A Pennsylvania bill approved by the General Assembly that’s sitting on the governor’s desk awaiting action by March 28 would provide an energy and fertilizer manufacturing tax credit for projects located in the northeastern part of the Commonwealth that could transform the entire state’s economy, according to a new study by the Pennsylvania Manufacturers’ Association (PMA).
“Attracting and retaining natural gas synthesis manufacturing ought to be a priority of policymakers at the state and federal level to ensure this prosperity occurs in our Commonwealth as opposed to a competitor state,” said PMA President and CEO David N. Taylor.
The IMPLAN Economic Analysis: Two New Natural Gas Synthesis Manufacturing Plants in Northeast Pennsylvania, released on Tuesday by PMA, focuses on two parts: the construction of the natural gas synthesis manufacturing facilities in Clinton and Luzerne counties, and the new, permanent jobs created in the nitrogenous fertilizer manufacturing, the organic chemical manufacturing, and natural gas extraction fields needed to sustain the manufacturing operations at the two plants.
For instance, the total economic impact of 150 new, combined-permanent direct jobs at a new nitrogenous fertilizer manufacturing facility in Clinton County, Pa., would result in a total of more than 526 jobs including indirect and induced positions, over $83 million of labor income, and roughly $119 million of value added, spurring almost $261 million in total economic output a year, according to the PMA study.
And based on 150 combined-permanent jobs at a new manufacturing facility in Luzerne County, Pa., the total economic output would total $263.5 million per year when the direct, indirect and induced jobs are considered, the study notes.
“The results are reflective of one year of manufacturing activity; however, these totals will sustain economic growth in the region throughout the life of the plant,” the study states.
The preliminary cost for each project is estimated at $477 million, the report said. Each facility would take a minimum of 30 months to construct and would require 800 construction jobs throughout the construction process.
“Based on the results, it’s clear that these projects would be transformative to northeast Pennsylvania, and the Commonwealth as a whole,” Taylor said. “Entire economies are centered around this type of economic activity and will sustain regions for generations to come.”

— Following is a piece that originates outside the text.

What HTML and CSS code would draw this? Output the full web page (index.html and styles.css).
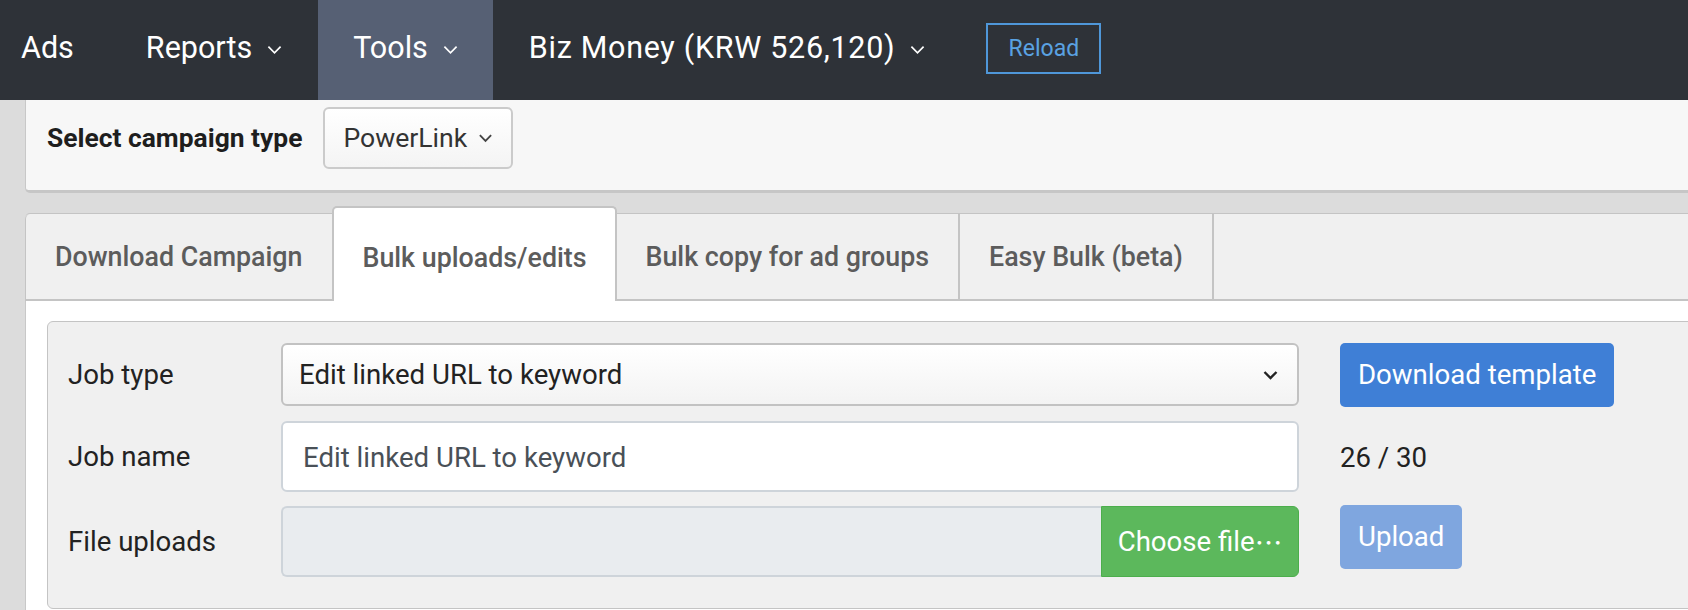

Indeed, if the governor signs House Bill (HB) 1100, such manufacturers would be enticed to build these facilities due to the bill’s proposed tax credits, which would be provided to manufacturers using Pennsylvania-produced methane to make ammonia, urea and methanol if the company invests at least $450 million in a project that also must create at least 800 temporary and/or permanent jobs.
The possibility of two natural gas synthesis plants locating in northeast Pennsylvania would be a statewide economic boon, PMA says.
In this region’s part of the Marcellus formation, the gas is “dry,” meaning it’s almost exclusively methane, which is used in natural gas synthesis manufacturing plants to create hydrogen and nitrogen in the form of ammonia and urea, and methanol, according to the PMA study.
These products are themselves manufactured goods, but they are also the feedstock for many other manufacturing processes and products, sustaining agriculture, transportation and chemical manufacturing industry clusters, the study says.
“Many of these products would be used in agribusiness,” House Speaker Mike Turzai (R-Allegheny) said during a news conference earlier this month. “We will have facilities that will make use of this tax credit and create permanent jobs and create jobs constructing these facilities. This is going to be a game changer for the Commonwealth of Pennsylvania.”
The tax credit established under HB 1100 for methane manufacturing would be similar to that of the state’s Resource Manufacturing Tax Credit, Act 85 of 2012, which is production-based — meaning not one cent of tax liability is offset until the projects are completed, employees are hired, and products start flowing from the plants, the PMA says.
Additionally, HB 1100 — which passed with bipartisan support in both the Pennsylvania House and Senate — includes provisions that would require the payment of prevailing wages on any construction, reconstruction, demolition, alteration or maintenance of the facility, and a company must make a good faith effort to employ local construction workers.
At the same time, HB 1100 would require a company to purchase and use Pennsylvania natural gas to produce a Pennsylvania-manufactured petrochemical product.
The direct, indirect and induced jobs created by the construction jobs at these plants totals 2,229, according to the PMA study, which said this represents $301.7 million in labor income, $409.6 million in value added, and $734 million in total economic output over the 30 months of construction completion.
The direct, indirect, and induced jobs created by the sustained manufacturing activity accounts for 1,017 jobs, and more than $119 million in labor income, $185.7 million in value added, spurring $524.5 million in total economic output per year, not accounting for natural inflation, the study says.
“Please note, these numbers could be even larger as large industries will surely cluster around the affordable and readily available feedstock for various manufacturing processes,” according to the study.